Sean Mooney smooney at redhat.com
Tue Apr 27 10:53:41 UTC 2021


On Tue, 2021-04-27 at 09:17 +0000, Szabo, Istvan (Agoda) wrote:
> Hi,
> 
> We are trying to live migrate instances out from compute nodes and tries to automate but seems like can't really do, when the migration stuck. 
> Let me explain the issue a bit:
> 
> 1. We initiate live migration
> 2. live migration finished, the machine disappeared from the /var/lib/nova/instances/<server id> directory on the source server.
> 3. but when I query or see in horizon it stucked in migrating phase. We collected information like migration id and we try to force it but it is already finished, and can't force to complete.
> 4. I've restarted the nova service on the source node, it just make the machine to error phase, and the force not working also.
> 5. I changed the state from error to active but that one also can't force complete.
> 
> What can I do to change the name of the compute node in the DB?
> 

you should not change the name of the compute node in the db.
we do not support changing the compute node name if it has instances on it.
if you ment in the migration record you also should not change it as the resouces woudl not be claimed correctly.

>  How can I force it without touching the db?
> 
i dont think you can fix it without touching the db.

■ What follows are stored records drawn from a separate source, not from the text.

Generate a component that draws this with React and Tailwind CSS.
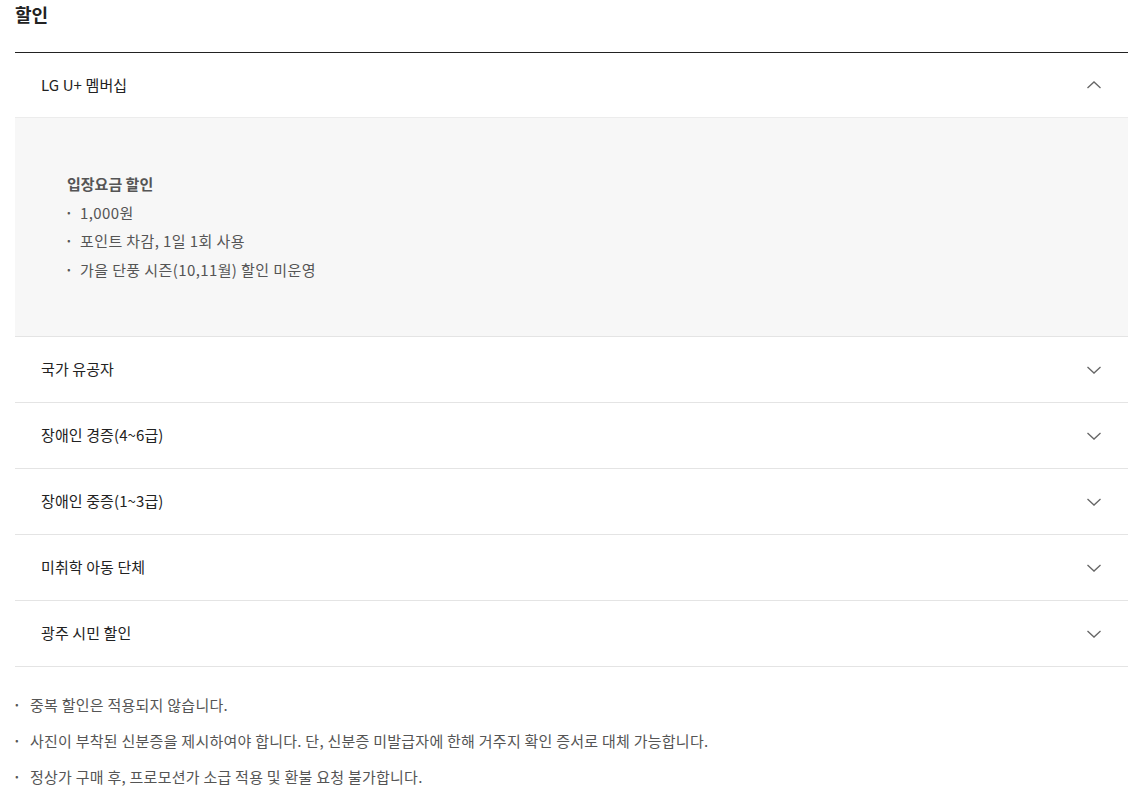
import React, { useState } from 'react';

const FONT = { fontFamily: '"Noto Sans CJK KR", "Noto Sans", sans-serif' };

const items = [
  {
    title: 'LG U+ 멤버십',
    body: {
      heading: '입장요금 할인',
      lines: ['1,000원', '포인트 차감, 1일 1회 사용', '가을 단풍 시즌(10,11월) 할인 미운영'],
    },
  },
  { title: '국가 유공자' },
  { title: '장애인 경증(4~6급)' },
  { title: '장애인 중증(1~3급)' },
  { title: '미취학 아동 단체' },
  { title: '광주 시민 할인' },
];

const notes = [
  '중복 할인은 적용되지 않습니다.',
  '사진이 부착된 신분증을 제시하여야 합니다. 단, 신분증 미발급자에 한해 거주지 확인 증서로 대체 가능합니다.',
  '정상가 구매 후, 프로모션가 소급 적용 및 환불 요청 불가합니다.',
];

// thin chevron, points down when closed
const Chevron = ({ open }) => (
  <svg width="16" height="10" viewBox="0 0 16 10" className={open ? 'rotate-180' : ''}>
    <path d="M1.5 2 L8 8 L14.5 2" fill="none" stroke="#666" strokeWidth="1.3" />
  </svg>
);

export default function App() {
  const [openIdx, setOpenIdx] = useState(0);

  return (
    <div className="bg-white min-h-screen pl-[15px] text-[#222]" style={FONT}>
      <h2 className="text-[18px] font-bold leading-[28px] mb-[24px]">할인</h2>

      <div className="border-t border-[#222]">
        {items.map((item, i) => {
          const open = openIdx === i;
          return (
            <div key={item.title} className="border-b border-[#e4e4e4]">
              <button
                onClick={() => setOpenIdx(open ? -1 : i)}
                className={`w-full flex items-center justify-between pl-[26px] pr-[26px] text-left ${i === 0 ? 'h-[64px]' : 'h-[65px]'}`}
              >
                <span className="text-[15px] tracking-[0.1px]">{item.title}</span>
                <Chevron open={open} />
              </button>
              {open && item.body && (
                <div className="bg-[#f7f7f7] border-t border-[#ececec] pl-[52px] pt-[52px] pb-[52px] text-[15px] leading-[28.5px] text-[#555]">
                  <p className="font-bold">{item.body.heading}</p>
                  {item.body.lines.map((l) => (
                    <p key={l} className="flex">
                      <span className="ml-[-2px] w-[15px] text-[13px] font-bold">·</span>
                      <span className="tracking-[0.4px]">{l}</span>
                    </p>
                  ))}
                </div>
              )}
            </div>
          );
        })}
      </div>

      <ul className="mt-[20px] text-[15px] leading-[36px] text-[#555]">
        {notes.map((n) => (
          <li key={n} className="flex">
            <span className="ml-[-2px] w-[17px] text-[13px] font-bold">·</span>
            <span className="tracking-[0.25px]">{n}</span>
          </li>
        ))}
      </ul>
    </div>
  );
}
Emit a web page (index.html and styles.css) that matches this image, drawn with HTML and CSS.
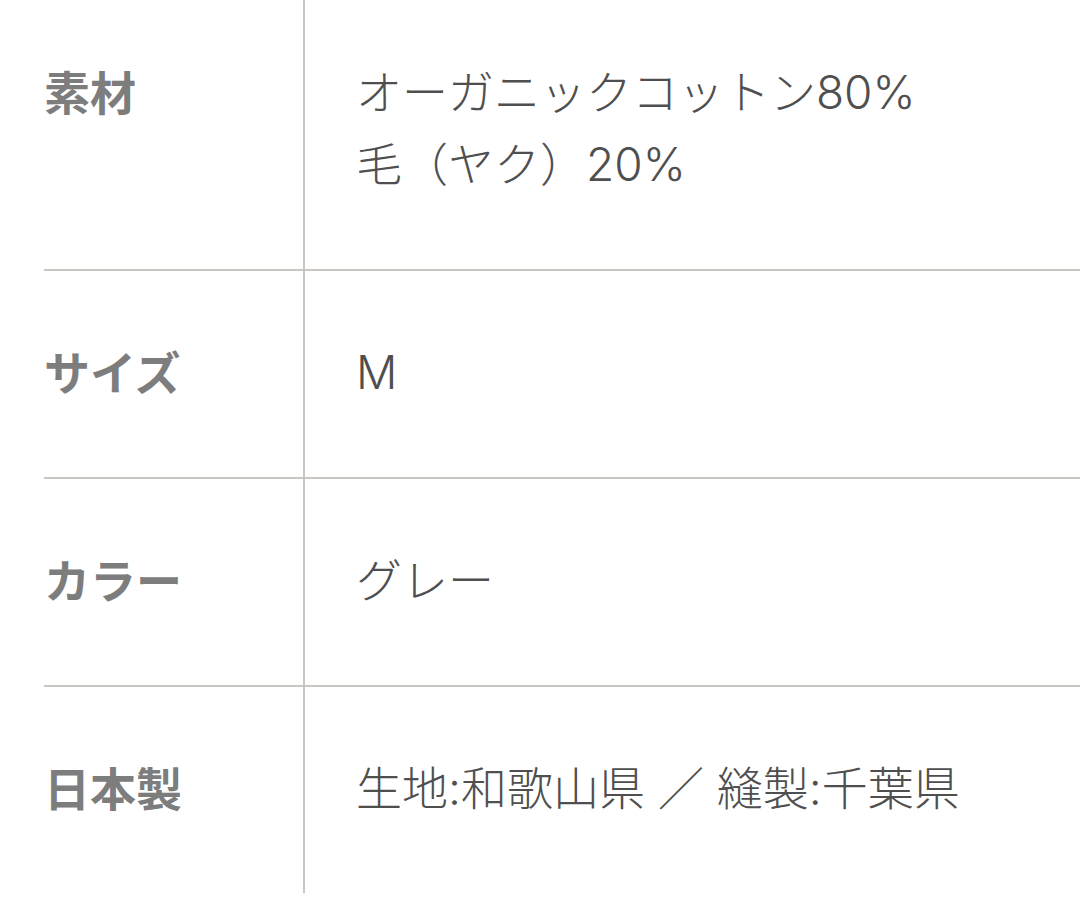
FILE: index.html
```html
<!DOCTYPE html>
<html lang="ja">
<head>
<meta charset="utf-8">
<link rel="stylesheet" href="styles.css">
</head>
<body>
<div class="spec">
  <div class="row">
    <div class="label">素材</div>
    <div class="value">オーガニックコットン80%<br>毛（ヤク）20%</div>
  </div>
  <div class="row">
    <div class="label">サイズ</div>
    <div class="value">M</div>
  </div>
  <div class="row">
    <div class="label">カラー</div>
    <div class="value">グレー</div>
  </div>
  <div class="row last">
    <div class="label">日本製</div>
    <div class="value">生地:和歌山県 ／ 縫製:千葉県</div>
  </div>
</div>
</body>
</html>
```

FILE: styles.css
```css
html, body {
  margin: 0;
  padding: 0;
  background: #ffffff;
}
body {
  width: 1080px;
  height: 924px;
  overflow: hidden;
  font-family: "Noto Sans CJK JP", "Noto Sans", sans-serif;
}
.spec {
  margin-left: 44px;
  margin-top: -9px;
}
.row {
  display: grid;
  grid-template-columns: 261px 1fr;
  border-bottom: 2px solid #c9c5c1;
}
.row.last {
  border-bottom: none;
}
.label {
  border-right: 2px solid #c9c5c1;
  padding: 63px 0 71px 0;
  font-size: 46px;
  line-height: 72px;
  font-weight: 700;
  color: #7d7d7d;
  display: flex;
  align-items: center;
}
.row:first-child .label {
  align-items: flex-start;
}
.value {
  padding: 65px 0 69px 51px;
  font-family: "Inter", "Noto Sans CJK JP", sans-serif;
  font-size: 46px;
  line-height: 72px;
  font-weight: 300;
  color: #4f4f4f;
  white-space: nowrap;
}
```
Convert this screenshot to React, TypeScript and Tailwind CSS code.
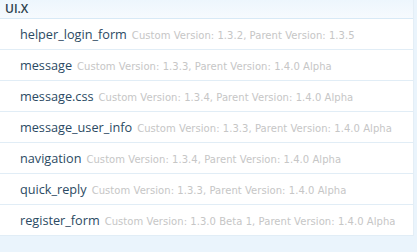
const items = [
  { name: "helper_login_form", custom: "1.3.2", parent: "1.3.5" },
  { name: "message", custom: "1.3.3", parent: "1.4.0 Alpha" },
  { name: "message.css", custom: "1.3.4", parent: "1.4.0 Alpha" },
  { name: "message_user_info", custom: "1.3.3", parent: "1.4.0 Alpha" },
  { name: "navigation", custom: "1.3.4", parent: "1.4.0 Alpha" },
  { name: "quick_reply", custom: "1.3.3", parent: "1.4.0 Alpha" },
  { name: "register_form", custom: "1.3.0 Beta 1", parent: "1.4.0 Alpha" },
];

export default function App() {
  return (
    <div className="w-[417px] h-[252px] bg-[#eaf4fc] overflow-hidden">
      <div className="w-[414px] bg-white border-r border-[#e4eef6]">
        <div className="h-[19px] pl-[5px] flex items-center bg-gradient-to-b from-[#edf6fd] to-[#f6fafe] border-b border-[#d8e9f6] text-[12px] font-semibold text-[#2d3e4c] font-['Open_Sans',sans-serif]">
          UI.X
        </div>
        {items.map(item => (
          <div
            key={item.name}
            className="h-[31px] pl-[20px] pt-[2px] flex items-center border-b border-[#e1edf6] whitespace-nowrap"
          >
            <span className="text-[12.7px] text-[#2b4a63] font-['Open_Sans',sans-serif]">{item.name}</span>
            <span className="ml-[5px] text-[10px] tracking-[0.05px] text-[#c6c6c6] font-['DejaVu_Sans',sans-serif]">
              Custom Version: {item.custom}, Parent Version: {item.parent}
            </span>
          </div>
        ))}
      </div>
    </div>
  );
}
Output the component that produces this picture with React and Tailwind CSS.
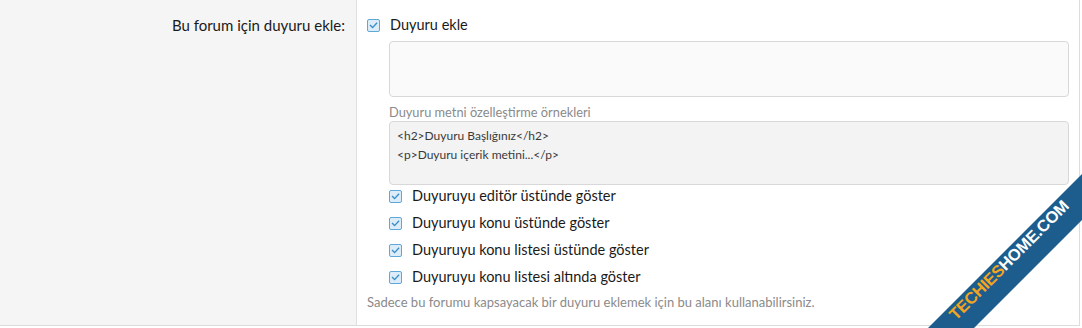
import React from 'react';

const Check = () => (
  <span className="flex h-[13px] w-[13px] shrink-0 items-center justify-center rounded-[2px] border border-[#5fa8d6] bg-[#dcedf9]">
    <svg width="9" height="9" viewBox="0 0 9 9" fill="none">
      <path d="M1.5 4.6 L3.6 6.6 L7.6 2.2" stroke="#3b8ec6" strokeWidth="1.4" strokeLinecap="square" />
    </svg>
  </span>
);

const options = [
  'Duyuruyu editör üstünde göster',
  'Duyuruyu konu üstünde göster',
  'Duyuruyu konu listesi üstünde göster',
  'Duyuruyu konu listesi altında göster',
];

const Ribbon = () => (
  <svg className="pointer-events-none absolute bottom-0 right-0" width="160" height="160" viewBox="0 0 160 160">
    <polygon points="6,160 52,160 160,52 160,6" fill="#1c5d8d" />
    <text
      x="0"
      y="0"
      transform="translate(34 153) rotate(-45)"
      fontFamily="'Liberation Sans', Arial, sans-serif"
      fontWeight="700"
      fontSize="16.5"
      letterSpacing="-0.2"
    >
      <tspan fill="#f4a51c">TECHIES</tspan>
      <tspan fill="#ffffff">HOME.COM</tspan>
    </text>
  </svg>
);

export default function App() {
  return (
    <div className="relative h-[328px] w-[1082px] overflow-hidden bg-white font-['Lato','Noto_Sans',sans-serif] text-[#1a1a1a]">
      <div className="flex h-[326px] w-[1080px] border-b border-r border-[#dcdcdc]">
        <div className="w-[357px] shrink-0 border-r border-[#e0e0e0] bg-[#f5f5f5] pr-[11px] pt-[15px] text-right text-[15px] leading-[20px]">
          Bu forum için duyuru ekle:
        </div>
        <div className="flex-1 pl-[10px] pr-[10px] pt-[15px]">
          <div className="flex items-center gap-[10px] text-[14.5px] leading-[20px]">
            <Check />
            <span>Duyuru ekle</span>
          </div>
          <div className="ml-[22px] mt-[6px]">
            <div className="h-[56px] rounded-[4px] border border-[#d8d8d8] bg-[#fafafa]" />
            <div className="mt-[7px] text-[12.8px] leading-[16px] text-[#8a8a8a]">Duyuru metni özelleştirme örnekleri</div>
            <div className="mt-[1px] h-[64px] rounded-[4px] border border-[#d8d8d8] bg-[#f3f3f4] px-[7px] pt-[4px] text-[12px] leading-[19px] text-[#3a3a3a]">
              <div>&lt;h2&gt;Duyuru Başlığınız&lt;/h2&gt;</div>
              <div>&lt;p&gt;Duyuru içerik metini...&lt;/p&gt;</div>
            </div>
            <div className="mt-[1px] flex flex-col gap-[7px]">
              {options.map((o) => (
                <div key={o} className="flex h-[20px] items-center gap-[10px] text-[14.5px]">
                  <Check />
                  <span>{o}</span>
                </div>
              ))}
            </div>
          </div>
          <div className="mt-[7px] text-[13px] leading-[16px] text-[#8a8a8a]">
            Sadece bu forumu kapsayacak bir duyuru eklemek için bu alanı kullanabilirsiniz.
          </div>
        </div>
      </div>
      <Ribbon />
    </div>
  );
}
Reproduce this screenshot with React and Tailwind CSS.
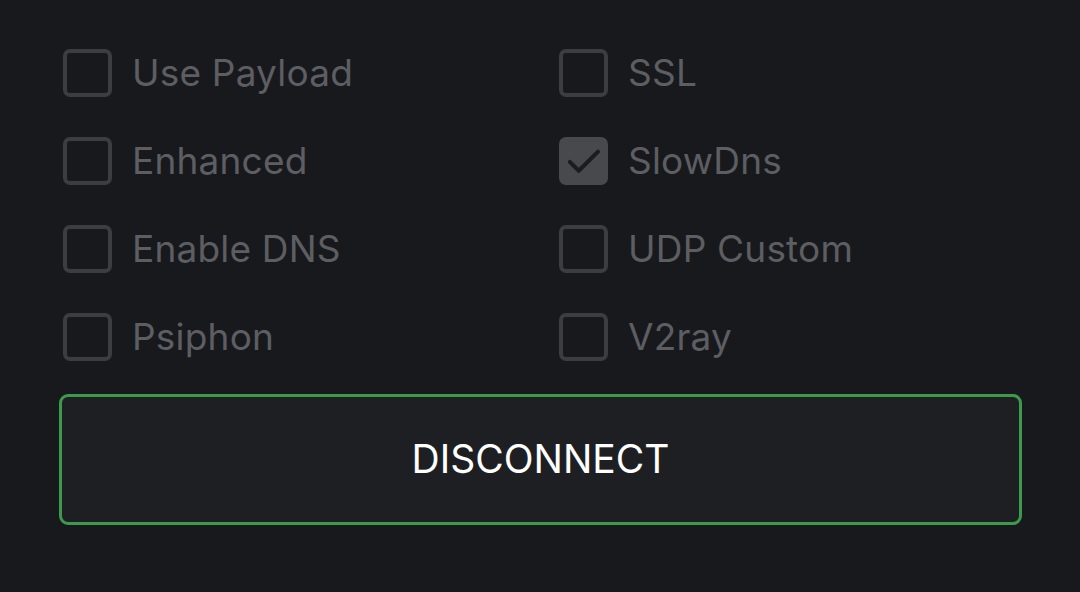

so if the vm is removed form the source node there are 2 things you chould check
1 is the instance.host set to the dest host where it is now running
2 if you look in the logs was there an error in post live migrate.

baiscaly what i think was the most likely issue is that an operation in post live migrate failed before the migations recored was set to complete.

the precondiotns for force complete are
The server OS-EXT-STS:vm_state value must be active and the server OS-EXT-STS:task_state value must be migrating.
https://docs.openstack.org/api-ref/compute/?expanded=force-migration-complete-action-force-complete-action-detail#force-migration-complete-action-force-complete-action

if the instance.host matches the host on which it is now rungin then you should be able to set the status and taskstate back to active/migrating
respectivly. at which point you can force complete the migration.

if the vm is running correctly on the destiatnion host and its host and the instance.host is set correctly it might just be simpler to updte the
migration record to complete and ensure the task state is set to none on the instance.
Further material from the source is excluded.